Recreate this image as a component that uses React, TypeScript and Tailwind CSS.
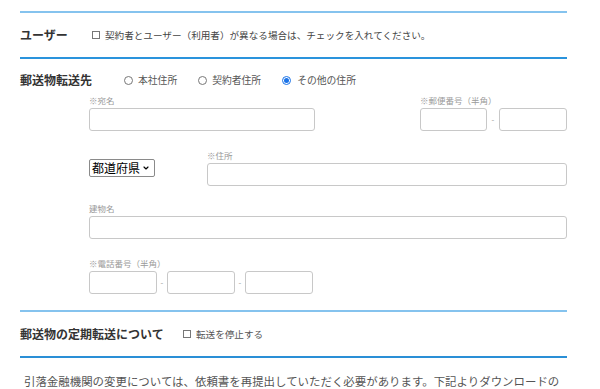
import { ChevronDown } from "lucide-react"

const jp = "font-['Noto_Sans_CJK_JP',sans-serif]"

function Box() {
  return <span className="inline-block h-[8px] w-[8px] border border-[#777] bg-white" />
}

function Radio({ checked }: { checked?: boolean }) {
  if (checked) {
    return (
      <span className="flex h-[9px] w-[9px] items-center justify-center rounded-full border border-[#1a73e8] bg-white">
        <span className="h-[5px] w-[5px] rounded-full bg-[#1a73e8]" />
      </span>
    )
  }
  return <span className="inline-block h-[9px] w-[9px] rounded-full border border-[#777] bg-white" />
}

function Hint({ text }: { text: string }) {
  return <div className="h-[10px] whitespace-nowrap text-[8.5px] leading-[10px] text-[#9a9a9a]">{text}</div>
}

function Field({ label, className }: { label: string; className?: string }) {
  return (
    <div className={className}>
      <Hint text={label} />
      <div className="mt-[3px] h-[23px] rounded-[3px] border border-[#c8c8c8] bg-white" />
    </div>
  )
}

function Split({ count }: { count: number }) {
  const cells = Array.from({ length: count })
  return (
    <div className="mt-[3px] flex items-center">
      {cells.map((_, i) => (
        <div key={i} className="flex items-center">
          {i > 0 && <span className="w-[10px] text-center text-[8px] text-[#999]">-</span>}
          <div className="h-[23px] w-[68px] rounded-[3px] border border-[#c8c8c8] bg-white" />
        </div>
      ))}
    </div>
  )
}

export default function App() {
  return (
    <div className={`${jp} h-[389px] w-[600px] overflow-hidden bg-white pt-[11px] text-[#333]`}>
      <div className="mx-[20px] w-[547px]">
        <section className="flex h-[48px] items-center border-y-2 border-t-[#85c3ee] border-b-[#2a93dc]">
          <h2 className="w-[72px] text-[12px] font-bold">ユーザー</h2>
          <label className="flex items-center gap-[5px] text-[9.6px] text-[#444]">
            <Box />
            <span>契約者とユーザー（利用者）が異なる場合は、チェックを入れてください。</span>
          </label>
        </section>

        <section className="border-b-2 border-[#85c3ee] pb-[16px] pt-[13px]">
          <div className="flex h-[16px] items-center">
            <h2 className="w-[104px] text-[12px] font-bold">郵送物転送先</h2>
            <div className="flex items-center gap-[21px] text-[9.8px] text-[#555]">
              <label className="flex items-center gap-[5px]"><Radio />本社住所</label>
              <label className="flex items-center gap-[5px]"><Radio />契約者住所</label>
              <label className="flex items-center gap-[6px]"><Radio checked />その他の住所</label>
            </div>
          </div>

          <div className="ml-[69px] mt-[7px] w-[478px]">
            <div className="flex justify-between">
              <Field label="※宛名" className="w-[226px]" />
              <div className="w-[147px]">
                <Hint text="※郵便番号（半角）" />
                <div className="mt-[3px] flex items-center">
                  <div className="h-[23px] w-[67px] rounded-[3px] border border-[#c8c8c8]" />
                  <span className="w-[12px] text-center text-[8px] text-[#999]">-</span>
                  <div className="h-[23px] w-[68px] rounded-[3px] border border-[#c8c8c8]" />
                </div>
              </div>
            </div>

            <div className="mt-[19px] flex items-center gap-[52px]">
              <div className="flex h-[18px] w-[66px] items-center justify-between whitespace-nowrap rounded-[2px] border border-[#8a8a8a] pl-[2px] pr-[4px] text-[12px] leading-none text-black">
                <span>都道府県</span>
                <ChevronDown className="h-[8px] w-[8px] shrink-0" strokeWidth={3.5} />
              </div>
              <Field label="※住所" className="flex-1" />
            </div>

            <Field label="建物名" className="mt-[17px]" />

            <div className="mt-[19px]">
              <Hint text="※電話番号（半角）" />
              <Split count={3} />
            </div>
          </div>
        </section>

        <section className="flex h-[46px] items-center border-b-2 border-[#2a8fd6]">
          <h2 className="w-[163px] text-[12px] font-bold">郵送物の定期転送について</h2>
          <label className="flex items-center gap-[5px] text-[9.6px] text-[#555]">
            <Box />
            <span>転送を停止する</span>
          </label>
        </section>

        <p className="ml-[4px] mt-[15px] whitespace-nowrap text-[11.45px] leading-[16px] text-[#555]">
          引落金融機関の変更については、依頼書を再提出していただく必要があります。下記よりダウンロードの
        </p>
      </div>
    </div>
  )
}
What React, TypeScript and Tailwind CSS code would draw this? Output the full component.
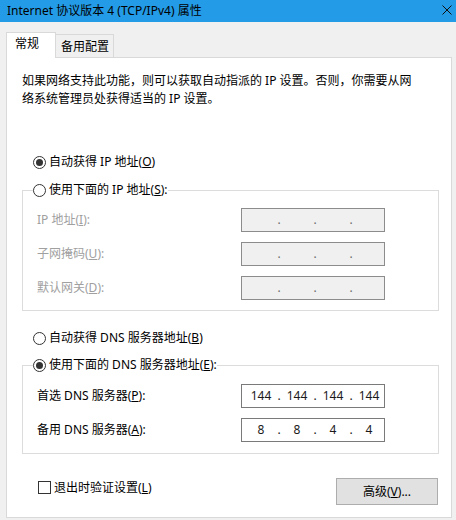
• • •
Set down all the data again exactly as above, pictures excluded.

§ **Complete response**:
Recreate this image as a component that uses React, TypeScript and Tailwind CSS.
import { ChevronDown } from "lucide-react"

const jp = "font-['Noto_Sans_CJK_JP',sans-serif]"

function Box() {
  return <span className="inline-block h-[8px] w-[8px] border border-[#777] bg-white" />
}

function Radio({ checked }: { checked?: boolean }) {
  if (checked) {
    return (
      <span className="flex h-[9px] w-[9px] items-center justify-center rounded-full border border-[#1a73e8] bg-white">
        <span className="h-[5px] w-[5px] rounded-full bg-[#1a73e8]" />
      </span>
    )
  }
  return <span className="inline-block h-[9px] w-[9px] rounded-full border border-[#777] bg-white" />
}

function Hint({ text }: { text: string }) {
  return <div className="h-[10px] whitespace-nowrap text-[8.5px] leading-[10px] text-[#9a9a9a]">{text}</div>
}

function Field({ label, className }: { label: string; className?: string }) {
  return (
    <div className={className}>
      <Hint text={label} />
      <div className="mt-[3px] h-[23px] rounded-[3px] border border-[#c8c8c8] bg-white" />
    </div>
  )
}

function Split({ count }: { count: number }) {
  const cells = Array.from({ length: count })
  return (
    <div className="mt-[3px] flex items-center">
      {cells.map((_, i) => (
        <div key={i} className="flex items-center">
          {i > 0 && <span className="w-[10px] text-center text-[8px] text-[#999]">-</span>}
          <div className="h-[23px] w-[68px] rounded-[3px] border border-[#c8c8c8] bg-white" />
        </div>
      ))}
    </div>
  )
}

export default function App() {
  return (
    <div className={`${jp} h-[389px] w-[600px] overflow-hidden bg-white pt-[11px] text-[#333]`}>
      <div className="mx-[20px] w-[547px]">
        <section className="flex h-[48px] items-center border-y-2 border-t-[#85c3ee] border-b-[#2a93dc]">
          <h2 className="w-[72px] text-[12px] font-bold">ユーザー</h2>
          <label className="flex items-center gap-[5px] text-[9.6px] text-[#444]">
            <Box />
            <span>契約者とユーザー（利用者）が異なる場合は、チェックを入れてください。</span>
          </label>
        </section>

        <section className="border-b-2 border-[#85c3ee] pb-[16px] pt-[13px]">
          <div className="flex h-[16px] items-center">
            <h2 className="w-[104px] text-[12px] font-bold">郵送物転送先</h2>
            <div className="flex items-center gap-[21px] text-[9.8px] text-[#555]">
              <label className="flex items-center gap-[5px]"><Radio />本社住所</label>
              <label className="flex items-center gap-[5px]"><Radio />契約者住所</label>
              <label className="flex items-center gap-[6px]"><Radio checked />その他の住所</label>
            </div>
          </div>

          <div className="ml-[69px] mt-[7px] w-[478px]">
            <div className="flex justify-between">
              <Field label="※宛名" className="w-[226px]" />
              <div className="w-[147px]">
                <Hint text="※郵便番号（半角）" />
                <div className="mt-[3px] flex items-center">
                  <div className="h-[23px] w-[67px] rounded-[3px] border border-[#c8c8c8]" />
                  <span className="w-[12px] text-center text-[8px] text-[#999]">-</span>
                  <div className="h-[23px] w-[68px] rounded-[3px] border border-[#c8c8c8]" />
                </div>
              </div>
            </div>

            <div className="mt-[19px] flex items-center gap-[52px]">
              <div className="flex h-[18px] w-[66px] items-center justify-between whitespace-nowrap rounded-[2px] border border-[#8a8a8a] pl-[2px] pr-[4px] text-[12px] leading-none text-black">
                <span>都道府県</span>
                <ChevronDown className="h-[8px] w-[8px] shrink-0" strokeWidth={3.5} />
              </div>
              <Field label="※住所" className="flex-1" />
            </div>

            <Field label="建物名" className="mt-[17px]" />

            <div className="mt-[19px]">
              <Hint text="※電話番号（半角）" />
              <Split count={3} />
            </div>
          </div>
        </section>

        <section className="flex h-[46px] items-center border-b-2 border-[#2a8fd6]">
          <h2 className="w-[163px] text-[12px] font-bold">郵送物の定期転送について</h2>
          <label className="flex items-center gap-[5px] text-[9.6px] text-[#555]">
            <Box />
            <span>転送を停止する</span>
          </label>
        </section>

        <p className="ml-[4px] mt-[15px] whitespace-nowrap text-[11.45px] leading-[16px] text-[#555]">
          引落金融機関の変更については、依頼書を再提出していただく必要があります。下記よりダウンロードの
        </p>
      </div>
    </div>
  )
}
What React, TypeScript and Tailwind CSS code would draw this? Output the full component.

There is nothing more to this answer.